時代的背景を紡ぐ 本因坊秀策書簡【16】秀甫の運命(その5)

 秀策急死による本因坊跡目候補は、自他ともに認めていた秀甫にとっては面白くない。14歳の秀悦のあとに、26歳の自分の出番がやってくるとは思えない。しかし、子供の時から目をかけて育てられた師家への恩義を考えれば出奔するというほどのものであったか疑問が残る。


 秀悦が跡目に決まった文久3年以後の動向をさぐってみると、十四世本因坊秀和は、秀甫を七段に昇進させようとした。跡目候補からはずした秀甫への配慮からだろう。
 これに対し、十三世井上因碩が異を称えた。因碩も六段だったので、秀甫との「争碁」を願い出た。2人は七段をかけて争碁を打った。結果は秀甫3連勝で、跡目問題の1年後の元治元年(1864)七段に進んだ。
 当時の七段は、名人、凖名人に次ぐ「上手」の位で、上様上覧の御城碁に跡目相続人とともに出仕できる資格を得たわけであるが、実際には文久2年から幕末の混乱期のため事実上廃止され、秀甫にその機会がなかった。
明治維新前後の棋界
 七段になったばかりの正月26日、秀甫は本因坊跡目の秀悦四段と対局した棋譜が残っている。
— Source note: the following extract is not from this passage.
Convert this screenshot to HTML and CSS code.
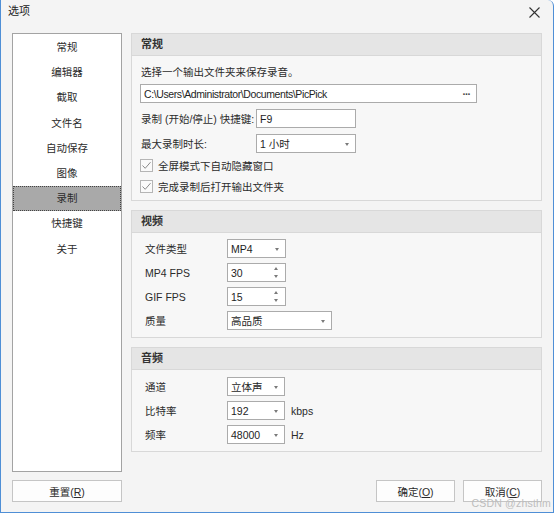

翌元治2年には、師の本因坊秀和との対局が2局ある。慶応3年は徳川幕府終焉の年であるが、正月井上因碩宅で秀甫は伊藤松和七段とペアを組んで坂口仙得七段・小林鉄次郎四段組と連碁を打っている。このとき秀和とも対局しているので、師弟が仲直りしたという説を掲げる見方もあるが、決別したという証明ができないのでは仲直りもない。
 明治になって、戊辰(ぼしん)戦争が始まった元年から、函館の五稜郭の戦いが終る2年までは秀甫の棋譜はみつかっていない。国中が大騒ぎで、特に江戸は碁どころでなかった。
 文久元年7月、秀甫が駿河の杉山清一にあてた手紙(幕末の囲碁研究会参照)によると「世間が騒がしく、このごろ碁を休んでいる」と書き送っている。明治維新前後は多くの棋士が江戸を去っており、秀甫も戦火を避けていたと思われる。
 明治3年、秀甫は東京・根岸の里に囲碁の教場を開いた。秀和の門下関源吉が、そこに通ったと著書「侵分と劫」の中で書いている。同4年になると、秀甫の棋譜がにわかに増えている。しかも、この年の10月から12月にかけて秀甫は秀和に随行して関西方面を遊行、翌5年には秀栄とも美濃、尾張、伊勢、大阪方面へ出かけている。
 こうみてくると、秀甫が跡目争いから本因坊家を飛び出したという話は作り話であったと思われる。そして秀甫は後に十八世本因坊になったとき部屋中を踊り狂ったという。